As to your other question: “Let me ask you, are you pleased with the status quo, or would you cap independent expenditures in judicial campaigns (recognizing that such a move might begin to level the playing field that now tilts against citizens’ rights).”
This deserves consideration, although you have to be careful to avoid Constitutional conflicts. Still, I’ve got no problem with the idea of keeping judicial elections a bit more low-key than we’ve seen recently. If neither the BIAW nor the WEA can spend piles of money in a judical race, we might just get a fair judicial election (and a lot less of those signs littering the roadside).
For the Clueless spews:
I’m getting a real rise out of Don!
Like Goldy said in the tape, if there’s something wrong with the environmental or land use laws FIX THEM!

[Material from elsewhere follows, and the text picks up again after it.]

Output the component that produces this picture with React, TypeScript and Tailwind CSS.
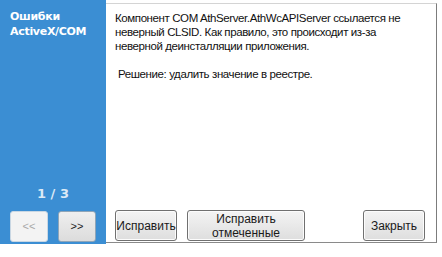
import React from 'react';

const btn =
  'rounded-[3px] border border-[#707070] bg-gradient-to-b from-[#f4f4f4] to-[#dedede] text-[12px] leading-[14px] text-[#1a1a1a] shadow-[inset_0_0_0_1px_#fcfcfc]';

const App: React.FC = () => {
  return (
    <div className="w-[442px] h-[257px] bg-white flex items-start overflow-hidden font-['Liberation_Sans',Tahoma,sans-serif]">
      {/* Sidebar */}
      <div className="w-[106px] h-[244px] bg-[#3b8ed3] flex flex-col px-[10px] pt-[9px] pb-[2px]">
        <div className="text-white font-bold text-[11px] leading-[15px] font-['DejaVu_Sans',sans-serif] tracking-[-0.3px]">
          Ошибки
          <br />
          ActiveX/COM
        </div>
        <div className="mt-auto text-center text-[#dbe9f6] font-bold text-[13px] leading-[16px] mb-[9px] font-['DejaVu_Sans',sans-serif]">
          1 / 3
        </div>
        <div className="flex gap-[10px]">
          <button className="w-[38px] h-[31px] rounded-[3px] border border-[#c9d7e3] bg-[#f3f3f3] text-[11px] text-[#a8a8a8]">
            &lt;&lt;
          </button>
          <button className="w-[38px] h-[31px] rounded-[3px] border border-[#8fa5b8] bg-gradient-to-b from-[#efefef] to-[#dcdcdc] text-[11px] text-[#222]">
            &gt;&gt;
          </button>
        </div>
      </div>

      {/* Content */}
      <div className="w-[331px] h-[240px] mt-[3px] border-t border-r border-b border-t-[#d4d4d4] border-r-[#7c7c7c] border-b-[#8a8a8a] flex flex-col pl-[9px] pr-[11px] pt-[7px]">
        <p className="text-[11.5px] leading-[14px] text-[#111] whitespace-nowrap tracking-[-0.4px]">
          Компонент COM AthServer.AthWcAPIServer ссылается не
          <br />
          неверный CLSID. Как правило, это происходит из-за
          <br />
          неверной деинсталляции приложения.
        </p>
        <p className="mt-[14px] pl-[3px] text-[11.5px] leading-[14px] text-[#111] tracking-[-0.4px]">
          Решение: удалить значение в реестре.
        </p>
        <div className="mt-auto mb-[1px] flex items-center">
          <button className={`${btn} w-[62px] h-[31px]`}>Исправить</button>
          <button className={`${btn} ml-[10px] w-[118px] h-[31px]`}>
            Исправить
            <br />
            отмеченные
          </button>
          <button className={`${btn} ml-auto w-[62px] h-[31px]`}>Закрыть</button>
        </div>
      </div>
    </div>
  );
};

export default App;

But NO.. just throw the baby out with the bathwater. Why don’t you ask Tom McCabe next time you see him what he would
eliminatechange?And I am so offended by that Ravenna/Roxbury talk which illustrates so perfectly the bigoted nature of the (un)SP crowd. You do it all the time Don. It is not appreciated because it is not even close to being true.
Hey today I was at Camano Island and Kayak point. Subdivisions sprouting everywhere you turn your head. What, isn’t that paradise enough for you?
Horace spews:
“This deserves consideration, although you have to be careful to avoid Constitutional conflicts.”
Well yes, but the whole money equals speech doctrine does not really apply in a judicial campaign. Judicial candidates are in fact prohibited from being “spoken to” – they can’t “know” who their contributors are (you and I know that is bs).
So assuming the legislature could cap independent expenditures for or against judicial candidates, would progressives favor that? The J. Barelli posting looks a lot like it came from a lawyer, and some of them are mouthpieces for UNprogresssives. Personally, I’d like to be able to influence a judicial campaign with my money just as much as one or two of the PAC’s out there now that spend tens of thousands trying to get judges to give them what they want from me and my neighbors.